In [2]:
import torch

# The `autograd` package provides automatic differentiation for all operations on tensors

### `requires_grad = True` -> tracks all operations on the tensor. 

In [3]:
x = torch.randn(3, requires_grad=True)
y = x + 2

## NOTE: `y` was created as a result of an operation $\therefore$ it has a `grad_fn` attribute

## `grad_fn` -> references a Function that has created the Tensor


In [6]:
print(x) # created by the user -> grad_fn is None
print(y)
print(y.grad_fn)

tensor([-0.2455,  1.5564,  1.3749], requires_grad=True)
tensor([1.7545, 3.5564, 3.3749], grad_fn=<AddBackward0>)
<AddBackward0 object at 0x10d1cd0d0>


### Operating some more on `y`

In [9]:
z = y * y * 3
print(z)
z = z.mean()
print(z)

tensor([ 9.2344, 37.9442, 34.1698], grad_fn=<MulBackward0>)
tensor(27.1161, grad_fn=<MeanBackward0>)


# Computing the gradients with `backpropagation`

### When we finish our computation we can call ` .backward()` and have all the gradients computed automatically.
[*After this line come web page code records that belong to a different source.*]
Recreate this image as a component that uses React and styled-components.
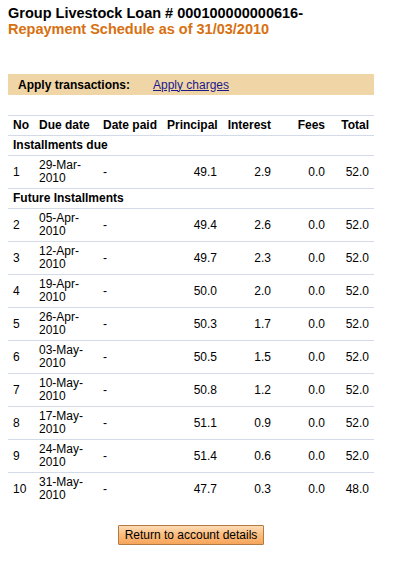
import React from "react";
import styled, { createGlobalStyle } from "styled-components";

const Global = createGlobalStyle`
  html, body { margin: 0; padding: 0; background: #fff; }
  body { font-family: "Liberation Sans", Arial, Helvetica, sans-serif; color: #000; }
`;

const Page = styled.div`
  width: 366px;
  padding: 5px 8px 0 8px;
`;

const Title = styled.h1`
  margin: 0;
  font-size: 14.5px;
  line-height: 16px;
  font-weight: bold;
  color: ${(p) => p.$color || "#000"};
  white-space: nowrap;
`;

const ApplyBar = styled.div`
  margin-top: 37px;
  height: 21px;
  background: #f0d6a6;
  display: flex;
  align-items: center;
  font-size: 12px;
  padding-left: 10px;
`;

const ApplyLabel = styled.span`
  font-weight: bold;
  width: 135px;
`;

const ApplyLink = styled.a`
  color: #1b1a8a;
  text-decoration: underline;
  cursor: pointer;
`;

const Table = styled.table`
  margin-top: 20px;
  width: 366px;
  border-collapse: collapse;
  font-size: 12px;
  line-height: 13px;
  table-layout: fixed;
`;

const Th = styled.th`
  text-align: ${(p) => (p.$right ? "right" : "left")};
  padding: 3px 5px 3px 5px;
  font-weight: bold;
  white-space: nowrap;
  border-top: 1px solid #d3dbe8;
  border-bottom: 1px solid #d3dbe8;
`;

const SectionCell = styled.td`
  font-weight: bold;
  padding: 3px 5px 3px 5px;
  border-bottom: 1px solid #d3dbe8;
`;

const Td = styled.td`
  text-align: ${(p) => (p.$right ? "right" : "left")};
  padding: 3px 5px 3px 5px;
  vertical-align: middle;
  border-bottom: ${(p) => (p.$last ? "none" : "1px solid #d3dbe8")};
`;

const ButtonRow = styled.div`
  display: flex;
  justify-content: center;
  margin-top: 20px;
`;

const Button = styled.button`
  font-family: "Liberation Sans", Arial, Helvetica, sans-serif;
  font-size: 12px;
  height: 20px;
  padding: 0 6px;
  border: 1px solid #b27a45;
  border-radius: 1px;
  background: linear-gradient(to bottom, #fedcb6 0%, #fbbf83 45%, #f7a55a 100%);
  color: #000;
  cursor: pointer;
`;

const columns = [
  { key: "no", label: "No", width: 26 },
  { key: "due", label: "Due date", width: 64 },
  { key: "paid", label: "Date paid", width: 64 },
  { key: "principal", label: "Principal", width: 60, right: true },
  { key: "interest", label: "Interest", width: 54, right: true },
  { key: "fees", label: "Fees", width: 54, right: true },
  { key: "total", label: "Total", width: 44, right: true },
];

const due = [["1", "29-Mar-2010", "49.1", "2.9", "0.0", "52.0"]];
const future = [
  ["2", "05-Apr-2010", "49.4", "2.6", "0.0", "52.0"],
  ["3", "12-Apr-2010", "49.7", "2.3", "0.0", "52.0"],
  ["4", "19-Apr-2010", "50.0", "2.0", "0.0", "52.0"],
  ["5", "26-Apr-2010", "50.3", "1.7", "0.0", "52.0"],
  ["6", "03-May-2010", "50.5", "1.5", "0.0", "52.0"],
  ["7", "10-May-2010", "50.8", "1.2", "0.0", "52.0"],
  ["8", "17-May-2010", "51.1", "0.9", "0.0", "52.0"],
  ["9", "24-May-2010", "51.4", "0.6", "0.0", "52.0"],
  ["10", "31-May-2010", "47.7", "0.3", "0.0", "48.0"],
];

function Row({ r, last }) {
  const [no, date, p, i, f, t] = r;
  const parts = date.split("-");
  return (
    <tr>
      <Td $last={last}>{no}</Td>
      <Td $last={last}>
        {parts[0]}-{parts[1]}-
        <br />
        {parts[2]}
      </Td>
      <Td $last={last}>-</Td>
      <Td $last={last} $right>{p}</Td>
      <Td $last={last} $right>{i}</Td>
      <Td $last={last} $right>{f}</Td>
      <Td $last={last} $right>{t}</Td>
    </tr>
  );
}

export default function App() {
  return (
    <>
      <Global />
      <Page>
        <Title>Group Livestock Loan # 000100000000616-</Title>
        <Title $color="#d7700f">Repayment Schedule as of 31/03/2010</Title>
        <ApplyBar>
          <ApplyLabel>Apply transactions:</ApplyLabel>
          <ApplyLink>Apply charges</ApplyLink>
        </ApplyBar>
        <Table>
          <colgroup>
            {columns.map((c) => (
              <col key={c.key} style={{ width: c.width }} />
            ))}
          </colgroup>
          <thead>
            <tr>
              {columns.map((c) => (
                <Th key={c.key} $right={c.right}>
                  {c.label}
                </Th>
              ))}
            </tr>
          </thead>
          <tbody>
            <tr>
              <SectionCell colSpan={7}>Installments due</SectionCell>
            </tr>
            {due.map((r) => (
              <Row key={r[0]} r={r} />
            ))}
            <tr>
              <SectionCell colSpan={7}>Future Installments</SectionCell>
            </tr>
            {future.map((r, idx) => (
              <Row key={r[0]} r={r} last={idx === future.length - 1} />
            ))}
          </tbody>
        </Table>
        <ButtonRow>
          <Button>Return to account details</Button>
        </ButtonRow>
      </Page>
    </>
  );
}
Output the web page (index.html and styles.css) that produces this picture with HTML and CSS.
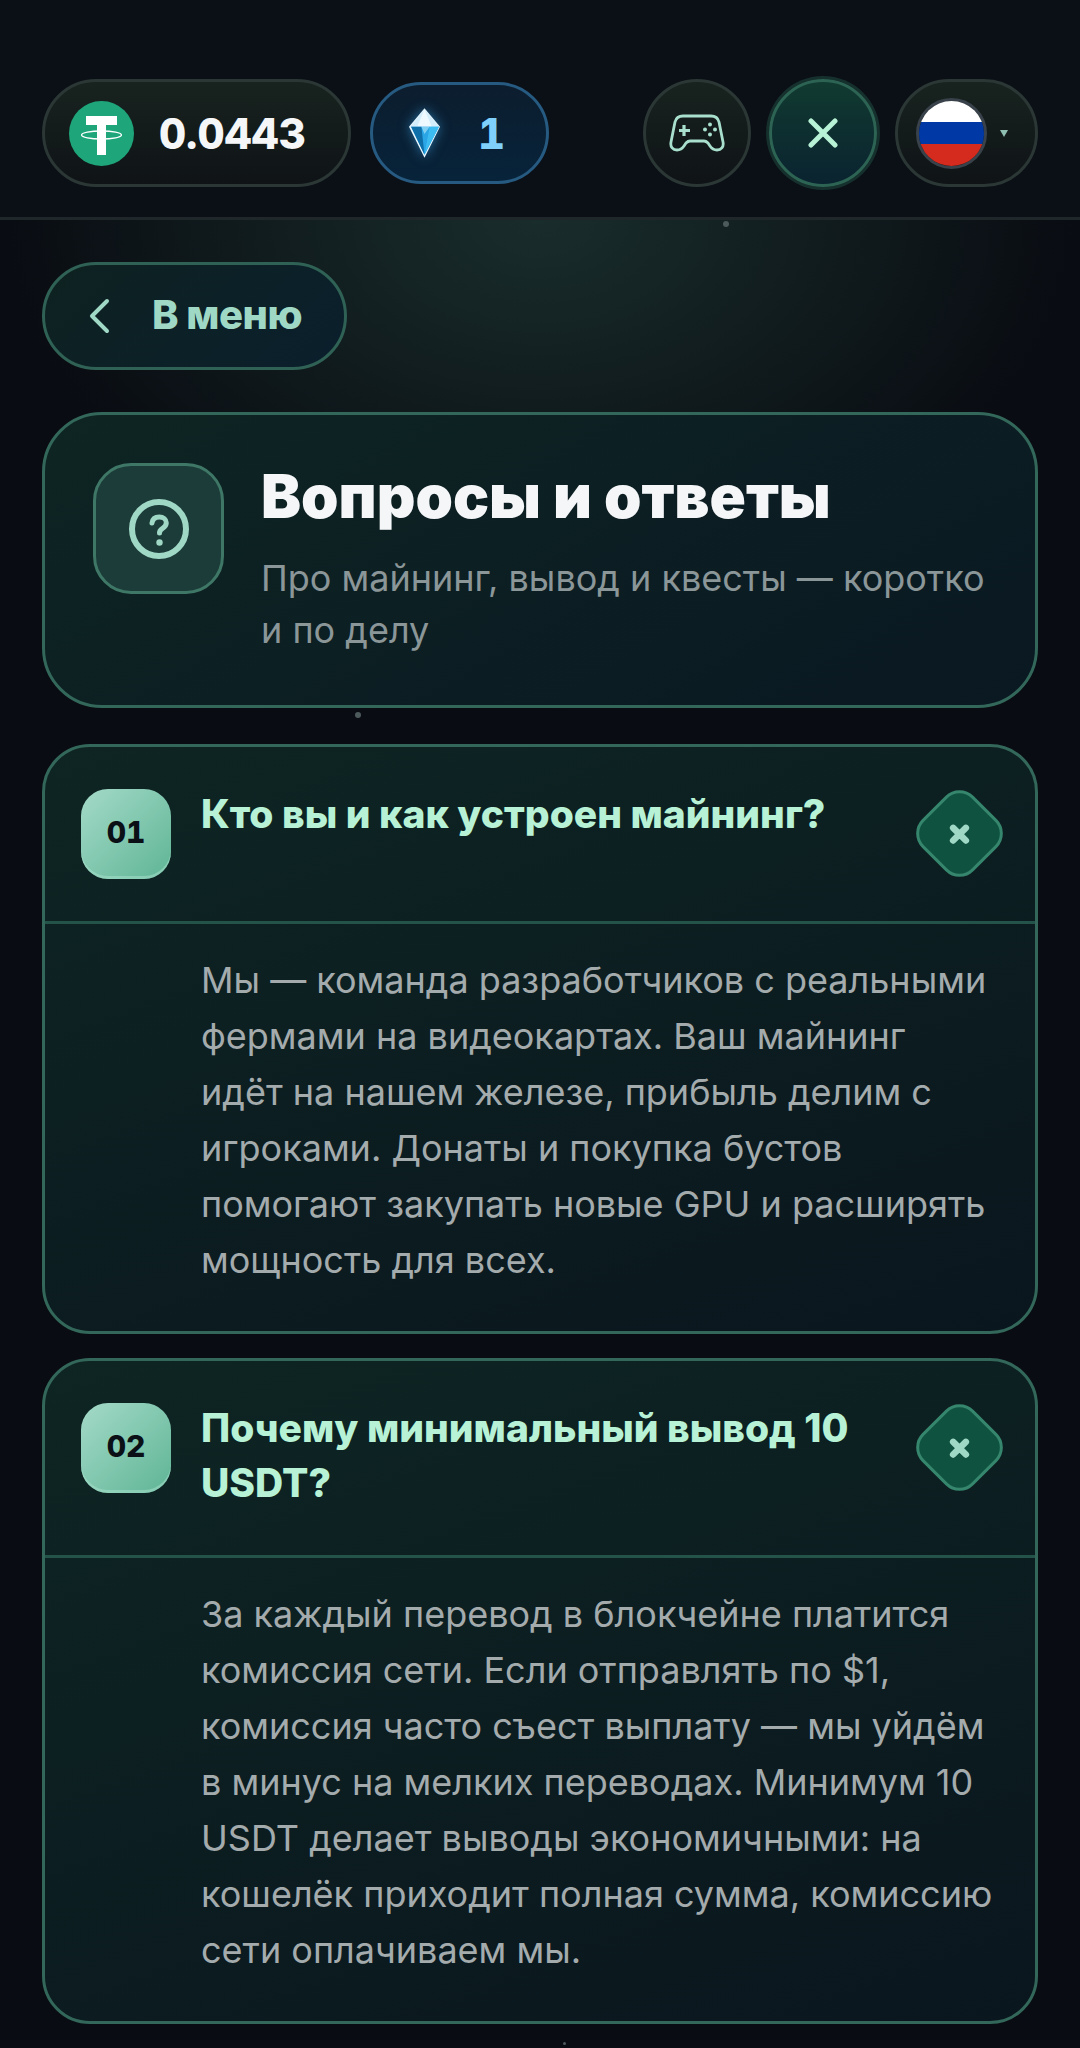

* The gradient for this tensor will be accumulated into `.grad attribute`.
* * It is the partial derivate of the function w.r.t. the tensor

In [10]:
z.backward()
print(x.grad) # dz/dx

tensor([3.5089, 7.1128, 6.7498])


* Generally speaking, `torch.autograd` is an engine for computing `vector-Jacobian product`

* It computes partial derivates while applying the chain rule

# Model with non-scalar output:

 <u> If a Tensor is non-scalar</u>(more than 1 elements), we need to specify arguments for `backward() ` 
 
 * specify a gradient argument that is a tensor of matching shape needed for vector-Jacobian product


In [11]:
x = torch.randn(3, requires_grad=True)

y = x * 2

In [12]:
for _ in range(10):
    y = y * 2


print(y)
print(y.shape)

tensor([2530.4995, -730.6630,  812.3691], grad_fn=<MulBackward0>)
torch.Size([3])


In [None]:
v = torch.tensor([0.1, 1.0, 0.0001], dtype=torch.float32)
y.backward(v)
print(x.grad)

# Stop a tensor from tracking history:

 For example during our training loop when we want to update our weights then this update operation should not be part of the gradient computation
*  x.requires_grad_(False)
*  x.detach()

wrap in `with torch.no_grad()`:

# `.requires_grad_(...)` changes an existing flag in-place.

In [13]:
a = torch.randn(2, 2)
print(a.requires_grad)
b = ((a * 3) / (a - 1))
print(b.grad_fn)
a.requires_grad_(True)
print(a.requires_grad)
b = (a * a).sum()
print(b.grad_fn)

False
None
True
<SumBackward0 object at 0x10d1d3910>


In [14]:
# .detach(): get a new Tensor with the same content but no gradient computation:
a = torch.randn(2, 2, requires_grad=True)
print(a.requires_grad)
b = a.detach()
print(b.requires_grad)

True
False


In [15]:
# wrap in 'with torch.no_grad():'
a = torch.randn(2, 2, requires_grad=True)
print(a.requires_grad)
with torch.no_grad():
    print((x ** 2).requires_grad)

True
False


# `backward()` accumulates the gradient for this tensor into .grad attribute.

# NOTE: We need to be careful during optimization!

* Use `.zero_()` to empty the gradients before a new optimization step!

In [16]:
weights = torch.ones(4, requires_grad=True)

for epoch in range(3):
    # just a dummy example
    model_output = (weights*3).sum()
    model_output.backward()
    
    print(weights.grad)

    # optimize model, i.e. adjust weights...
    with torch.no_grad():
        weights -= 0.1 * weights.grad

    # this is important! It affects the final weights & output
    weights.grad.zero_()

print(weights)
print(model_output)

tensor([3., 3., 3., 3.])
tensor([3., 3., 3., 3.])
tensor([3., 3., 3., 3.])
tensor([0.1000, 0.1000, 0.1000, 0.1000], requires_grad=True)
tensor(4.8000, grad_fn=<SumBackward0>)


## Optimizer has `zero_grad()` method

In [None]:
# optimizer = torch.optim.SGD([weights], lr=0.1)

# During training:

In [17]:
# optimizer.step()
# optimizer.zero_grad()